Meet Parker Gahagen, beer league goalie.
“When I got to my unit at Fort Carson, they were getting ready for deployment, so it was a lot of long days,” he recalled. “There was definitely a commitment, but it was a little bit more of a sense of normalcy; you’re working all these hours, helping prep the units for deployment, and just doing stuff like that. So I think it was like a little bit of release.”
Yep, a guy with AHL games under his belt was like you and me, suiting up at 9 p.m. — or later — in the middle of the week to get a game in. For approximately 18 months, he was playing against guys with college experience, but as someone who had higher expectations, as he said with a laugh, “If you ever do get scored on, I think it almost hurts a little bit more.”
Once the next Olympic cycle began, Gahagen was back in the Army’s World Class Athlete Program and off active duty. But finding a pro team to play with was difficult after missing time. He played a handful of games in the Southern Professional Hockey League, an independent minor league, with the Evansville Thunderbolts, and then got picked up by the Newfoundland Growlers of the ECHL. In 15 games there, he went 10-4-0 with a 1.81 GAA and .939 save percentage.
From 2019 to 2023, Gahagen had stints with the Thunderbolts (SPHL), Growlers (ECHL), Toronto Marlies (AHL), Utah Grizzlies (ECHL), Colorado Eagles (AHL), Milwaukee Admirals (AHL), Florida Everblades (ECHL), Hartford Wolfpack (AHL), and Jacksonville Icemen (ECHL), without spending a full season in a single spot. Last year, he split the season between the Phantoms and Reading Royals.
“I know when the two of us spoke last year, Parker and I, he was just excited about the opportunity to be given some AHL action. And then that continued this year,” Flyers assistant general manager Alyn McCauley said. “Just the way he carries himself on and off the ice, the professionalism, the hard work, the attitude, probably more than anything, he’s just got a great energy to him.”
‘Good things happen to good people’
Gahagen has seized that opportunity.
Last season, he went 10-4-0 with a 2.28 GAA and .936 save percentage for Reading and 7-8-3 with a 2.59 GAA and .914 save percentage for Lehigh Valley. This season, across a few stints with the Royals, he went 4-5-1 with a 2.69 GAA and .902 save percentage. In 22 regular-season games with the Phantoms, he went 12-4-4 in 22 games with a 2.39 GAA and .916 save percentage.

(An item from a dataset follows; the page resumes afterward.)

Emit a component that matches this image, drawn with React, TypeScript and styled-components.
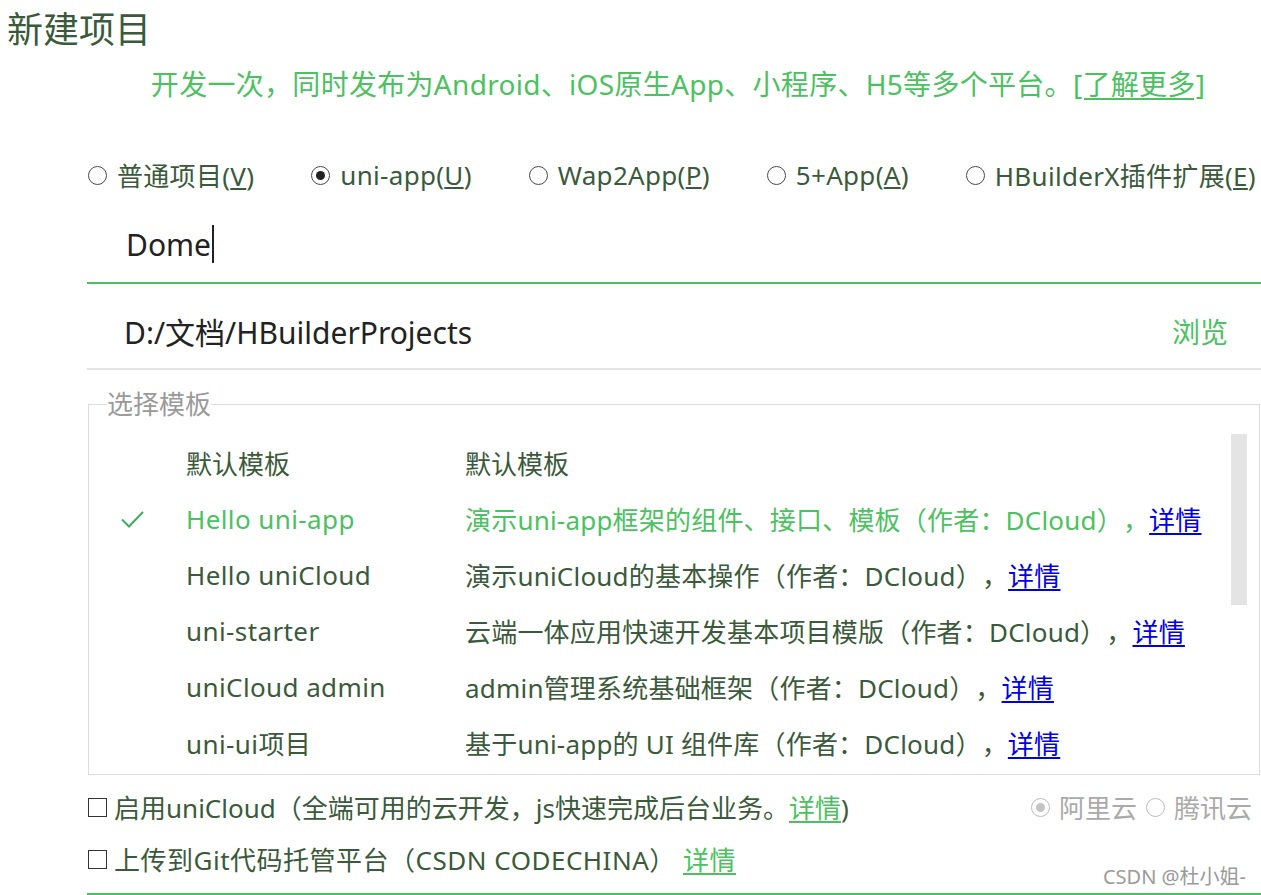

And in three playoff games, he has an eye-opening .933 save percentage. Remember that series clincher against the Baby Pens? He stopped 31 of 33 shots, including several standout kick saves and a flashy glove snag in the second period. Behind 19 saves on 20 shots from Gahagen on Friday night, the Phantoms evened up their second-round playoff series with Hershey, 1-1. Game 3 of the best-of-five series is scheduled for Sunday evening in Allentown.
It’s not a surprise that from Dec. 28 through the first- round clincher, he went 13-3-1 with a 1.93 GAA and .933 save percentage and was voted co-MVP with Olle Lycksell by his teammates.

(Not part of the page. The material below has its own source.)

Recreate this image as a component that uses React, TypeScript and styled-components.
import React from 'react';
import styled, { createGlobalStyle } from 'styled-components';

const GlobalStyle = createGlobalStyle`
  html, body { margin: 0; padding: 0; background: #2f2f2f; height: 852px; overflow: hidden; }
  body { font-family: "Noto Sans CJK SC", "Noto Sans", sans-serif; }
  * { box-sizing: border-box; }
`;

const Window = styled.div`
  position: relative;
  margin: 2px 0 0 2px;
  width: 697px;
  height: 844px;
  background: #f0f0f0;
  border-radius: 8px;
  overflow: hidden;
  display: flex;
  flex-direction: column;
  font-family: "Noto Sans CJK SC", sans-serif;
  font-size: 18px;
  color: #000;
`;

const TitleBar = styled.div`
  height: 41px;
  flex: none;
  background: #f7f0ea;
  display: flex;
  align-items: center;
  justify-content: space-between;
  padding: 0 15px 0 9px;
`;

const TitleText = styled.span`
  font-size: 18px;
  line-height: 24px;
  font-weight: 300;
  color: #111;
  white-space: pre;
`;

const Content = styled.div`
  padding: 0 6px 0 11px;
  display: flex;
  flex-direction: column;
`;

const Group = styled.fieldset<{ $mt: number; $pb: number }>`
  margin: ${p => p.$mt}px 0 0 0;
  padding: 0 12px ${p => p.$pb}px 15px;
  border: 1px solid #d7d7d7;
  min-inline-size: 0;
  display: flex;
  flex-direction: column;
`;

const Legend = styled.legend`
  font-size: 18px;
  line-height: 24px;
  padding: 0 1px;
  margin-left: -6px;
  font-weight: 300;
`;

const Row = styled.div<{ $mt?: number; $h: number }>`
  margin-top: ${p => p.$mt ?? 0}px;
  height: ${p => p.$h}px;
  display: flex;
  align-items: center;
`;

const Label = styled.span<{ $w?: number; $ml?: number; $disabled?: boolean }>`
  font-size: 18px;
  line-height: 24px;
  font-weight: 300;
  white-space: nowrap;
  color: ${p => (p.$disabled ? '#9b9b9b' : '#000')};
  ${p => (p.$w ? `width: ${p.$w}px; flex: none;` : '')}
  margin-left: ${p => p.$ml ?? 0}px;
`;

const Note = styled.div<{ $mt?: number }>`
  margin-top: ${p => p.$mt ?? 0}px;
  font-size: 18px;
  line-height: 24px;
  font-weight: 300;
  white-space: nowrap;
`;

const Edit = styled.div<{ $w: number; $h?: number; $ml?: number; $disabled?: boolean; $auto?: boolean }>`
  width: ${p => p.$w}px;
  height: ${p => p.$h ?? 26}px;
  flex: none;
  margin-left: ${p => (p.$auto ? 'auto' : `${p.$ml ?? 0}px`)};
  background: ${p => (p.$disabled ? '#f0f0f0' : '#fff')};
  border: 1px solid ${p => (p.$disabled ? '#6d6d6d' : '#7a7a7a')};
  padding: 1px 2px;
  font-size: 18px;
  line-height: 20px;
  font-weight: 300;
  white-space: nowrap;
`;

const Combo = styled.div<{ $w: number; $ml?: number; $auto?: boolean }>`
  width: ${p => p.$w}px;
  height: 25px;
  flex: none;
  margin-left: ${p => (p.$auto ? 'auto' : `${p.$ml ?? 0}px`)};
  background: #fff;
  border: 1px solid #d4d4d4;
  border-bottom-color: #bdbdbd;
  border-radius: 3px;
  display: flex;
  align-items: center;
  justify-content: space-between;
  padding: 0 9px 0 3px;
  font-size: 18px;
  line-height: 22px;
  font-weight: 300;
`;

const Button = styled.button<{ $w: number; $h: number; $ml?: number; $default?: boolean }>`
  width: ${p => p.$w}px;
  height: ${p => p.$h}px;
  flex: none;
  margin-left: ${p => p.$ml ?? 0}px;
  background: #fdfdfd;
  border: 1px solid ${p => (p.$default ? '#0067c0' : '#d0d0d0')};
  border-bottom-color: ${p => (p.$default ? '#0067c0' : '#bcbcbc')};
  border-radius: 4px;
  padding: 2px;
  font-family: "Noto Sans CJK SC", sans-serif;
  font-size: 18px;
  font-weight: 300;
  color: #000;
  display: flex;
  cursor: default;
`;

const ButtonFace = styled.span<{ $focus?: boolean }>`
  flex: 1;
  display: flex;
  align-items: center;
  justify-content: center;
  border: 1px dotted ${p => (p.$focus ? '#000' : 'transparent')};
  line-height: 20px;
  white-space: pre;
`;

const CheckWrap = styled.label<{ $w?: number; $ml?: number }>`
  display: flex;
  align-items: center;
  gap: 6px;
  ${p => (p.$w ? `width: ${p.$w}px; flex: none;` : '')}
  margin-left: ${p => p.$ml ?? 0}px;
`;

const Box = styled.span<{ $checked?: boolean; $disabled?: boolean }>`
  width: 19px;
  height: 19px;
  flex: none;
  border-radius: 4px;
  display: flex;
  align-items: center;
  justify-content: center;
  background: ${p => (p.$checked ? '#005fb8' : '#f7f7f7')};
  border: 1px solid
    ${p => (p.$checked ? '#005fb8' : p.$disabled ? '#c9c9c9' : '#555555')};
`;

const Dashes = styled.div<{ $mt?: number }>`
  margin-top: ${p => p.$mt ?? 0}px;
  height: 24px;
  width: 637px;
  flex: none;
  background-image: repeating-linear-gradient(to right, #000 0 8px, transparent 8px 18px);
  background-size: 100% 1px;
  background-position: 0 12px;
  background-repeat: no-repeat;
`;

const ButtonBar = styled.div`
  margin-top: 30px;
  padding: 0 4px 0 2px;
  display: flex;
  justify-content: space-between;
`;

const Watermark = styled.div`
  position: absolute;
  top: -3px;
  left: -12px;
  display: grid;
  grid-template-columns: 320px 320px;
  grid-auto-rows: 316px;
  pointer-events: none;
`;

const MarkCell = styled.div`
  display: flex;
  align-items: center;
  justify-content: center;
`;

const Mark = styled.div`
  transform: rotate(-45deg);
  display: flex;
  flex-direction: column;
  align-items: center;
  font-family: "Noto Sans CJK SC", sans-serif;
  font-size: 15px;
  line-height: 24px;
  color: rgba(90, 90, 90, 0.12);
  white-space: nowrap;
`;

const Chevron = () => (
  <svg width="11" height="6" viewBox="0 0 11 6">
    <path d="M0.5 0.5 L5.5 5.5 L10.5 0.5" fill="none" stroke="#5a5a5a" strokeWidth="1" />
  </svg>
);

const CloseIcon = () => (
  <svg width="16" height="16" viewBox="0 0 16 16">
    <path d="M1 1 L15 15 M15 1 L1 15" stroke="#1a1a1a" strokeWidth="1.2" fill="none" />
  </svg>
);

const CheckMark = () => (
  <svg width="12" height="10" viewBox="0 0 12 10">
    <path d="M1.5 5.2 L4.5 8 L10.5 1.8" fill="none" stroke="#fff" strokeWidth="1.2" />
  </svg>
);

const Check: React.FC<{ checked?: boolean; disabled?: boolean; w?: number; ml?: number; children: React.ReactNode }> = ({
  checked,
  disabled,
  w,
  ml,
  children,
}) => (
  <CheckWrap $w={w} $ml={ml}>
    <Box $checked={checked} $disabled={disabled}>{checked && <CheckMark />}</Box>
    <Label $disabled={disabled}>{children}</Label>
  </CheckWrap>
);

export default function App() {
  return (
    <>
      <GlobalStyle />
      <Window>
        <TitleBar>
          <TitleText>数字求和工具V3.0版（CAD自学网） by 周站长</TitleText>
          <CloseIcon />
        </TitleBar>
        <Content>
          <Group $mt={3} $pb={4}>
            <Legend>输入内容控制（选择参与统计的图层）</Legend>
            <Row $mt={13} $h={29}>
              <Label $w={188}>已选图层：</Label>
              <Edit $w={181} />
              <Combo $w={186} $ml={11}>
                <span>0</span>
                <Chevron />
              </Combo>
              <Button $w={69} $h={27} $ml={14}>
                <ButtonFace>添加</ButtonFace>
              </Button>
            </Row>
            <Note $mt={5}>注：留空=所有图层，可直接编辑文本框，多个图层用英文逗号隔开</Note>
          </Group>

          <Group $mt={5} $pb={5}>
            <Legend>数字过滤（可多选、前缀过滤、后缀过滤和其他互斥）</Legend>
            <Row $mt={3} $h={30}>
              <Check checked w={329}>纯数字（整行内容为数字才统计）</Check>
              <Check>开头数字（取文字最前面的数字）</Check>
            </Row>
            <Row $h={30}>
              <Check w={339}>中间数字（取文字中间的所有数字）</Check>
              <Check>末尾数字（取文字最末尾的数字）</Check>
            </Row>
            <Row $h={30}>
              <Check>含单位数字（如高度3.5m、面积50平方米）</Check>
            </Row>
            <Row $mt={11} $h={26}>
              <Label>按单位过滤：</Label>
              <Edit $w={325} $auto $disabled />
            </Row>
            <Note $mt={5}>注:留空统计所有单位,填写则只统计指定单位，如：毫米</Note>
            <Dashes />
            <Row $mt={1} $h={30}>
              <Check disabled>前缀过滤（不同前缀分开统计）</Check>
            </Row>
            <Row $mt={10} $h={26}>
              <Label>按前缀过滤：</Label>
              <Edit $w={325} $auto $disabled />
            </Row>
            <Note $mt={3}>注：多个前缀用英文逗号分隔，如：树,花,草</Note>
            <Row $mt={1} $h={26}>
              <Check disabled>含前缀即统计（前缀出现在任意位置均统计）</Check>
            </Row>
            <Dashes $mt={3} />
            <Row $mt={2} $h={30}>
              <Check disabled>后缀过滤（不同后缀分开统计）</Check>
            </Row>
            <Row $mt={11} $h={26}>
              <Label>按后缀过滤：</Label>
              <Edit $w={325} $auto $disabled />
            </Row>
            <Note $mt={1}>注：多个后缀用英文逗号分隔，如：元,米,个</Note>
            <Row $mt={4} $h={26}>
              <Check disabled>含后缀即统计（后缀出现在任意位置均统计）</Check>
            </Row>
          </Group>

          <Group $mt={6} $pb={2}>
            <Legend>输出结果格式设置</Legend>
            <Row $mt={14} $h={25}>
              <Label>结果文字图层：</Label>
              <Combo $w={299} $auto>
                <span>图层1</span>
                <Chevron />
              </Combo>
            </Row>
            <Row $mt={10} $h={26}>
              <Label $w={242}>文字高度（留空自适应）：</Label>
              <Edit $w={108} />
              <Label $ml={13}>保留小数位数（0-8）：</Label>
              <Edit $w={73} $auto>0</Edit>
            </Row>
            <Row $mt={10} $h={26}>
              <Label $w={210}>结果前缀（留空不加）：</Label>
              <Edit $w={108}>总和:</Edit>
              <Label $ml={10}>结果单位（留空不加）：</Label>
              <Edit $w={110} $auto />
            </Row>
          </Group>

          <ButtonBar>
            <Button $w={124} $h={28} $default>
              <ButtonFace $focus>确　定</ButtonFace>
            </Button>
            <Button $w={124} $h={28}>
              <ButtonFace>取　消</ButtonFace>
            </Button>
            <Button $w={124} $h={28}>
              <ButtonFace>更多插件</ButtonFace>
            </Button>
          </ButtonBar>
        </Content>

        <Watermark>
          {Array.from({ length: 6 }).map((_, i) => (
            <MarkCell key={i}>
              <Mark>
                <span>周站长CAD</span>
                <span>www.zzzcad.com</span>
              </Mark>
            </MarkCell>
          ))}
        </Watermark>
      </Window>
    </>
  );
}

All that came after he started as the No. 4 goalie for the Phantoms.
“For Parker, I think everyone has the same feeling about Parker and that he’s earned it,” added McCauley. “He’s somebody who carries himself a certain way, approaches, probably life in general, a certain way. And you’re always happy for those people to succeed and have what he has right now. I know sometimes it’s probably overused that good things happen to good people, but he falls into that category for sure.”

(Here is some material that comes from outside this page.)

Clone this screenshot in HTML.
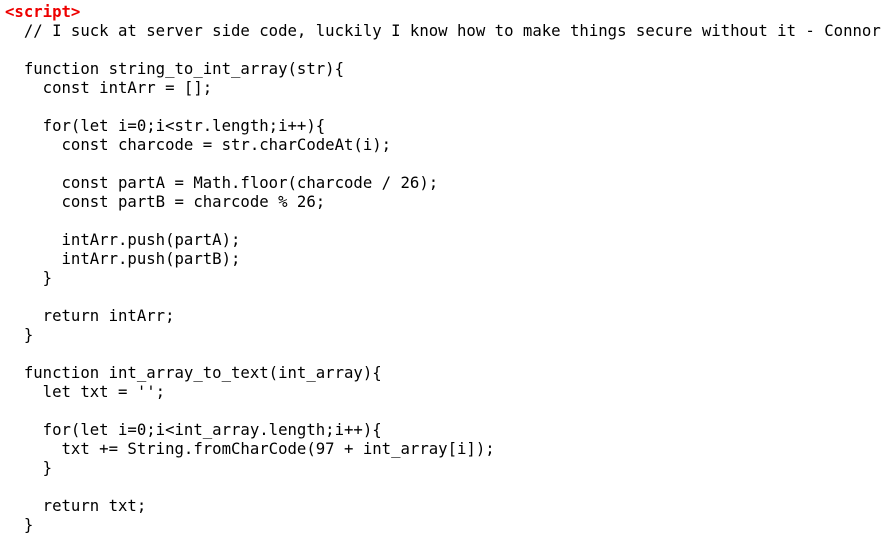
<!DOCTYPE html>
<html><head><meta charset="utf-8"><style>
html,body{margin:0;padding:0;background:#fff;width:886px;height:538px;overflow:hidden}
pre{margin:0;position:absolute;left:5px;top:2px;font-family:"DejaVu Sans Mono","Liberation Mono",monospace;font-size:15.65px;line-height:19px;color:#000;white-space:pre}
.t{color:#e00;font-weight:bold}
</style></head><body>
<pre><span class="t">&lt;script&gt;</span>
  // I suck at server side code, luckily I know how to make things secure without it - Connor

  function string_to_int_array(str){
    const intArr = [];

    for(let i=0;i&lt;str.length;i++){
      const charcode = str.charCodeAt(i);

      const partA = Math.floor(charcode / 26);
      const partB = charcode % 26;

      intArr.push(partA);
      intArr.push(partB);
    }

    return intArr;
  }

  function int_array_to_text(int_array){
    let txt = '';

    for(let i=0;i&lt;int_array.length;i++){
      txt += String.fromCharCode(97 + int_array[i]);
    }

    return txt;
  }
</pre>
</body></html>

“He’s a competitor. You want to talk about guys that go through adversity, a military guy [and what he’s been through], this is nothing. This is a game. He’s not perfectly technical … but his biggest quality is, he’s a battler,” Laperrière said.
It’s his battling that has propelled him to the top spot on the Phantoms’ depth chart ahead of three goalies with NHL experience in Cal Petersen, Eetu Mäkiniemi, and Kolosov. Thirty-one isn’t far-off a goalie’s prime either, and Gahagen, who was honorably discharged from active duty in 2022 and remains in the reserves, gives credit to his time at West Point for building a deep love for the game that he is trying to pass on to the young netminders in the Flyers system.
“When I was at the rink, I think that’s what kind of gave me a bigger appreciation for hockey,” Gahagen said. “You go throughout your day, you have all these classes, you’re surrounded by the whole military culture the whole day, and then once you get to the rink, I felt like hockey was almost like a release, or just gave me a greater appreciation for the game.”
The question is, is the NHL next? While the odds might still be against Gahagen, it’s hard to bet against someone who has gone through so much just to reach this point.
Oh, and the Flyers could use a veteran backup.